In Ohio State University v. Redbubble, Inc., the Sixth Circuit held that the district court should not have granted summary judgment. The appellate court began its analysis by noting that, in previous cases, courts have determined that some online marketplaces, including Amazon (to the extent that it hosts third-party sellers) and eBay, are not directly liable for trademark infringement occurring by virtue of sales that they facilitate. Such platforms employ a hands-off business model. Their role is to connect willing buyers with willing sellers, earning commissions from the transactions. On the other hand, the manufacturers of trademark-infringing items, and the retail stores (online or brick-and-mortar) that sell them, are generally held liable. These entities may therefore be placed on a “spectrum,” with Amazon and eBay at one end and retailers and manufacturers at the other end. The question that the court addressed was where Redbubble falls on this spectrum. More generally, “what level of involvement and control must a defendant exercise over the creation, manufacture, or sale of offending goods to be considered akin to a ‘seller’ or ‘manufacturer’” and therefore potentially directly liable for the resulting infringement?

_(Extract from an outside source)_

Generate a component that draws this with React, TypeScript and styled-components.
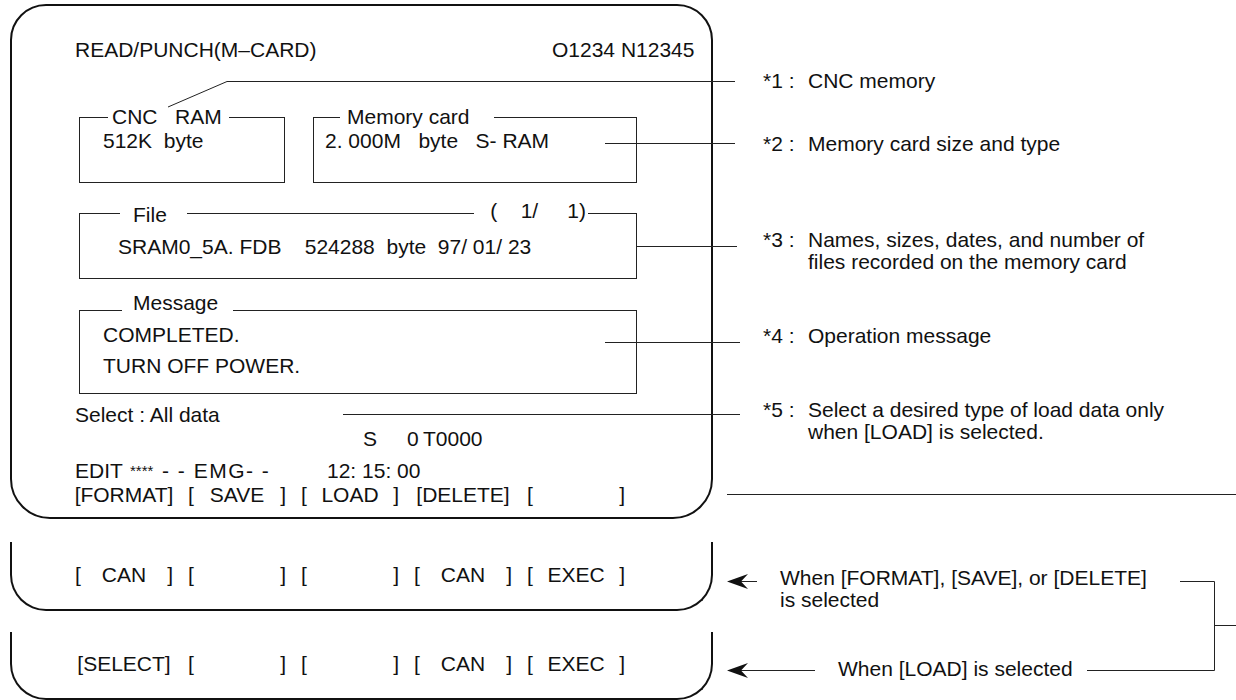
import React from "react";
import styled, { createGlobalStyle } from "styled-components";

const Global = createGlobalStyle`
  html, body { margin: 0; padding: 0; background: #fff; }
  body { font-family: "Liberation Sans", Arial, Helvetica, sans-serif; color: #111; }
`;

const Page = styled.div`
  position: relative;
  width: 1236px;
  height: 700px;
  overflow: hidden;
  display: grid;
  grid-template-columns: 713px 1fr;
  grid-template-rows: 519px 92px 89px;
  font-size: 21px;
  line-height: 20px;
  background: #fff;
`;

const Screen = styled.section`
  margin: 4px 0 0 10px;
  height: 515px;
  box-sizing: border-box;
  border: 2px solid #111;
  border-radius: 36px 36px 40px 40px;
  padding: 34px 0 0 63px;
  display: flex;
  flex-direction: column;
  align-items: flex-start;
`;

const Header = styled.div`
  display: grid;
  grid-template-columns: 477px auto;
  height: 20px;
  white-space: pre;
`;

const Line = styled.div<{ $mt?: number; $pl?: number }>`
  margin-top: ${(p) => p.$mt ?? 0}px;
  padding-left: ${(p) => p.$pl ?? 0}px;
  height: 20px;
  white-space: pre;
`;

const Cols = styled.div<{ $mt?: number; $pl?: number; $cols: string }>`
  display: grid;
  grid-template-columns: ${(p) => p.$cols};
  margin-top: ${(p) => p.$mt ?? 0}px;
  padding-left: ${(p) => p.$pl ?? 0}px;
  height: 20px;
  white-space: pre;
`;

const Stars = styled.span`
  font-size: 15px;
`;

const Spaced = styled.span`
  letter-spacing: 1.5px;
`;

const BoxRow = styled.div`
  display: flex;
  gap: 28px;
  margin: 57px 0 0 4px;
`;

const Box = styled.div<{
  $w: number;
  $h: number;
  $mt?: number;
  $ml?: number;
  $pt: number;
  $pl: number;
}>`
  position: relative;
  box-sizing: border-box;
  width: ${(p) => p.$w}px;
  height: ${(p) => p.$h}px;
  margin-top: ${(p) => p.$mt ?? 0}px;
  margin-left: ${(p) => p.$ml ?? 0}px;
  border: 1px solid #222;
  padding: ${(p) => p.$pt}px 0 0 ${(p) => p.$pl}px;
  white-space: pre;
`;

const Legend = styled.span<{
  $top: number;
  $left?: number;
  $right?: number;
  $padL: number;
  $padR: number;
}>`
  position: absolute;
  top: ${(p) => p.$top}px;
  ${(p) => (p.$left !== undefined ? `left: ${p.$left}px;` : "")}
  ${(p) => (p.$right !== undefined ? `right: ${p.$right}px;` : "")}
  padding: 0 ${(p) => p.$padR}px 0 ${(p) => p.$padL}px;
  background: #fff;
  line-height: 20px;
  white-space: pre;
`;

const BoxText = styled.div<{ $mt?: number }>`
  margin-top: ${(p) => p.$mt ?? 0}px;
  height: 20px;
`;

const SoftkeyBar = styled.div<{ $mt?: number }>`
  display: flex;
  gap: 15px;
  margin-top: ${(p) => p.$mt ?? 0}px;
  height: 20px;
`;

const Key = styled.span<{ $tight?: boolean }>`
  width: 98px;
  display: flex;
  justify-content: ${(p) => (p.$tight ? "center" : "space-between")};
  white-space: pre;
`;

const SoftFrame = styled.section<{ $mt: number; $h: number; $pt: number }>`
  margin: ${(p) => p.$mt}px 0 0 10px;
  height: ${(p) => p.$h}px;
  box-sizing: border-box;
  border: 2px solid #111;
  border-top: none;
  border-radius: 0 0 36px 36px;
  padding: ${(p) => p.$pt}px 0 0 63px;
`;

const Notes = styled.aside`
  display: flex;
  flex-direction: column;
  padding-left: 50px;
`;

const Note = styled.div<{ $mt: number }>`
  display: grid;
  grid-template-columns: 45px auto;
  margin-top: ${(p) => p.$mt}px;
  line-height: 22px;
  white-space: pre;
`;

const Caption = styled.div<{ $mt: number; $pl: number }>`
  margin-top: ${(p) => p.$mt}px;
  padding-left: ${(p) => p.$pl}px;
  line-height: 22px;
  white-space: pre;
`;

const Overlay = styled.svg`
  position: absolute;
  left: 0;
  top: 0;
  pointer-events: none;
`;

type KeyDef = { label: string; tight?: boolean };

const Softkeys: React.FC<{ keys: KeyDef[]; mt?: number }> = ({ keys, mt }) => (
  <SoftkeyBar $mt={mt}>
    {keys.map((k, i) =>
      k.tight ? (
        <Key key={i} $tight>
          {`[${k.label}]`}
        </Key>
      ) : (
        <Key key={i}>
          <span>[</span>
          <span>{k.label}</span>
          <span>]</span>
        </Key>
      )
    )}
  </SoftkeyBar>
);

const notes = [
  { mt: 70, tag: "*1 :", lines: ["CNC memory"] },
  { mt: 41, tag: "*2 :", lines: ["Memory card size and type"] },
  {
    mt: 74,
    tag: "*3 :",
    lines: ["Names, sizes, dates, and number of", "files recorded on the memory card"],
  },
  { mt: 52, tag: "*4 :", lines: ["Operation message"] },
  {
    mt: 52,
    tag: "*5 :",
    lines: ["Select a desired type of load data only", "when [LOAD] is selected."],
  },
];

export default function App() {
  return (
    <>
      <Global />
      <Page>
        <Screen>
          <Header>
            <span>READ/PUNCH(M–CARD)</span>
            <span>O1234 N12345</span>
          </Header>

          <BoxRow>
            <Box $w={206} $h={66} $pt={13} $pl={23}>
              <Legend $top={-11} $left={28} $padL={4} $padR={7}>
                CNC   RAM
              </Legend>
              512K  byte
            </Box>
            <Box $w={324} $h={66} $pt={13} $pl={11}>
              <Legend $top={-11} $left={26} $padL={7} $padR={24}>
                Memory card
              </Legend>
              2. 000M   byte   S- RAM
            </Box>
          </BoxRow>

          <Box $w={558} $h={66} $mt={30} $ml={4} $pt={23} $pl={38}>
            <Legend $top={-9} $left={40} $padL={13} $padR={20}>
              File
            </Legend>
            <Legend $top={-13} $right={48} $padL={16} $padR={2}>
              (    1/     1)
            </Legend>
            SRAM0_5A. FDB    524288  byte  97/ 01/ 23
          </Box>

          <Box $w={558} $h={84} $mt={31} $ml={4} $pt={14} $pl={23}>
            <Legend $top={-18} $left={42} $padL={11} $padR={15}>
              Message
            </Legend>
            <BoxText>COMPLETED.</BoxText>
            <BoxText $mt={11}>TURN OFF POWER.</BoxText>
          </Box>

          <Line $mt={11}>Select : All data</Line>
          <Cols $mt={4} $pl={288} $cols="44px 16px auto">
            <span>S</span>
            <span>0</span>
            <span>T0000</span>
          </Cols>
          <Cols $mt={12} $cols="55px 32px 165px auto">
            <span>EDIT</span>
            <Stars>****</Stars>
            <Spaced>- - EMG- -</Spaced>
            <span>12: 15: 00</span>
          </Cols>
          <Softkeys
            mt={4}
            keys={[
              { label: "FORMAT", tight: true },
              { label: "SAVE" },
              { label: "LOAD" },
              { label: "DELETE", tight: true },
              { label: "" },
            ]}
          />
        </Screen>

        <Notes>
          {notes.map((n) => (
            <Note key={n.tag} $mt={n.mt}>
              <span>{n.tag}</span>
              <span>{n.lines.join("\n")}</span>
            </Note>
          ))}
        </Notes>

        <SoftFrame $mt={23} $h={69} $pt={23}>
          <Softkeys
            keys={[
              { label: "CAN" },
              { label: "" },
              { label: "" },
              { label: "CAN" },
              { label: "EXEC" },
            ]}
          />
        </SoftFrame>
        <Caption $mt={48} $pl={67}>
          {"When [FORMAT], [SAVE], or [DELETE]\nis selected"}
        </Caption>

        <SoftFrame $mt={21} $h={68} $pt={22}>
          <Softkeys
            keys={[
              { label: "SELECT", tight: true },
              { label: "" },
              { label: "" },
              { label: "CAN" },
              { label: "EXEC" },
            ]}
          />
        </SoftFrame>
        <Caption $mt={47} $pl={125}>
          When [LOAD] is selected
        </Caption>

        <Overlay width={1236} height={700} viewBox="0 0 1236 700">
          <g stroke="#222" strokeWidth={1} fill="none">
            <polyline points="168,107 227,81.5 735,81.5" />
            <line x1={605} y1={143.5} x2={735} y2={143.5} />
            <line x1={636} y1={246.5} x2={737} y2={246.5} />
            <line x1={605} y1={342.5} x2={740} y2={342.5} />
            <line x1={343} y1={414.5} x2={740} y2={414.5} />
            <line x1={727} y1={494.5} x2={1236} y2={494.5} />
            <line x1={738} y1={581.5} x2={757} y2={581.5} />
            <line x1={738} y1={670.5} x2={815} y2={670.5} />
            <polyline points="1180,581.5 1214.5,581.5 1214.5,670.5 1087,670.5" />
            <line x1={1214.5} y1={625.5} x2={1236} y2={625.5} />
          </g>
          <g fill="#111">
            <path d="M727 581.5 L748 574 L741 581.5 L748 589 Z" />
            <path d="M727 670.5 L748 663 L741 670.5 L748 678 Z" />
          </g>
        </Overlay>
      </Page>
    </>
  );
}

Redbubble has a greater involvement in the transactions it facilitates than do Amazon and eBay. When a consumer places an order, “Redbubble automatically contacts the artist and arranges the manufacturing and shipping of the product with independent third parties.” Is this degree of involvement enough to render Redbubble liable? The appellate court determined that “one key distinction” relevant to this question “is the degree to which the party represents itself, rather than a third-party vendor, as the seller, or somehow identifies the goods as its own.” The record included some findings of relevance to this criterion. For example, the goods that consumers order “often arrive in Redbubble packaging and contain Redbubble tags.” These facts created a triable issue on the degree of Redbubble’s involvement, making the district court’s grant of summary judgment erroneous.